Dalam kehidupan tradisi, Kunume, Home maupun Waliana biasanya dibuat oleh kaum laki-laki. Perempuan terlibat dengan caranya sendiri yakni menyediakan makanan dan minuman.

Sebuah Kunume, Home dan Waliana juga bisa dimiliki beberapa keluarga yang dibangun bersama-sama. Bentuk Kunume adalah bulat , beratap alang-alang (ongget marak), memiliki dua pintu (tungganggi), depan dan belakang. Sedangkan dinding terbuat dari kayu-kayu belahan (okobat) yang diikat dengan tali rotan yang disebut kele.

Kunume tidak bersekat-sekat, juga tidak berjendela selain kedua pintu.

Bangunan tanpa jendela ini memang ditujukan agar tidak ada udara dingin menyeruak masuk dan mengganggu saat istirahat masyarakat Pegunungan Tengah Papua ini.

Mengapa laki-laki dan perempuan harus terpisah? Menurut Fanny Kogoya, hal itu suatu kebiasaan untuk menjaga aksebilitas kaum laki-laki. Bagi orang Papua dan khususnya masyarakat koteka, di tubuh perempuan, ada kehidupan dan kematian. Karenanya, harus ada keseimbangan. Karena itu, orang Papua sedikit merasa rikuh jika tinggal bersama dalam satu rumah, meski mereka sudah berkeluarga.

Sistem Religi

Sebelum agama masuk, di belahan belantara masyarakat yang hidup dan menyatu dengan alam, menyelaraskan hubungan roh mereka dengan apa yang ada di alam. Masyarakat adat koteka mengenal apa yang dinamakan kepercayaan kepada sang pencipta. Oleh orang modern suatu itu dianggap sebagai percaya kepada roh-roh halus, animisme dan dinamisme.

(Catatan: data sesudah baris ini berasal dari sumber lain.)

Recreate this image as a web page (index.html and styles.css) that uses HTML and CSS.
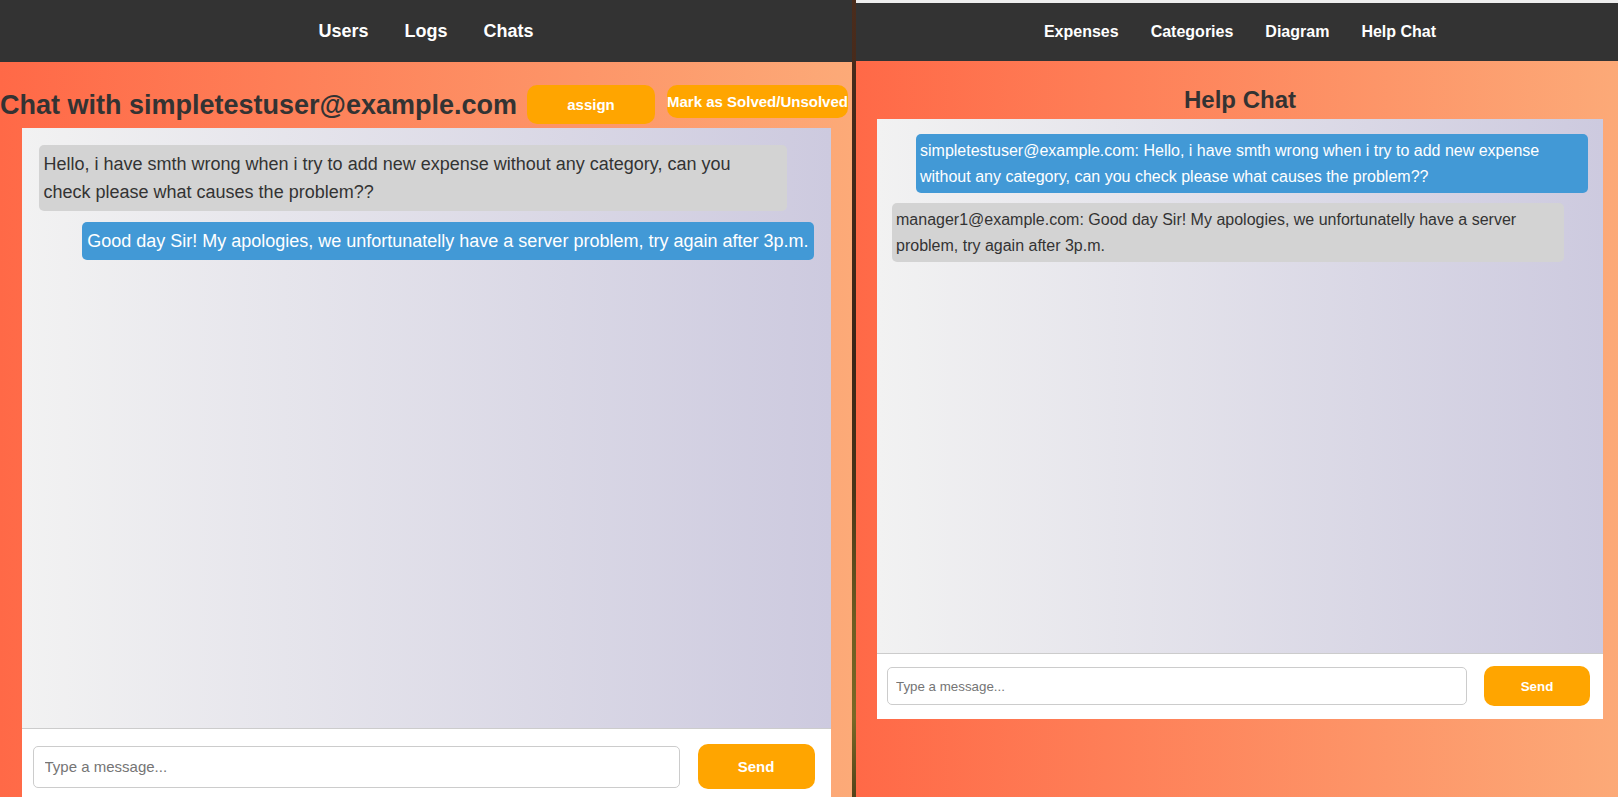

Namun harus diakui bahwa itulah bentuk yang dilakukan untuk menyembah kepada sang penciptanya. Menurut mereka, ada suatu respon balik dari apa yang mereka lakukan sebagai suatu kekuatan yang memaknai hidup mereka.

Koteka pelindung kelamin laki-laki dan cawat yang terbuat dari kulit kayu untuk menutup kemaluan perempuan, dulu tidak pernah dipersoalkan. Tetapi semuanya telah berubah. Anak-anak sudah tidak berkoteka. Kalau itu dilakukan di belantara modernisasi, mungkin orang akan mengatakan pornoaksi. “Buat orang koteka, tidak ada istilah pornoaksi. Semua serba terbuka, bukan berarti kami tak bermoral,” ulang Nelson.

Ritual bagi pendahulu kami adalah dengan menyimpan tulang-belulang di tempat-tempat khusus, di hutan atau dibuat pondok, lalu disembah dengan meletakan sesajian-sesajian. Semuanya dilakukan untuk mendapatkan perlindungan, kekuatan, mendatangkan kesuburan tanah.

Cara kami mungkin berbeda, tetapi tujuannya sama. Yaitu menyembah Tuhan sebagai pencipta alam semesta ini. Kehidupan kekal di akhirat, bagi orang koteka, itu soal nanti. Yang terpenting adalah kita yang hidup sekarang, harus berbuat baik dengan sesama, alam dan segala sesuatu yang ada di muka bumi ini.

Ini adalah suku pedalaman Papua yang hidup dari lembah dan ngarai pegunungan. Mungkinkan kehadiran kami tetap mendapat tempat di antara modernitas dan aturan adat modern yang justru mencarut-marutkan kesatuan suku?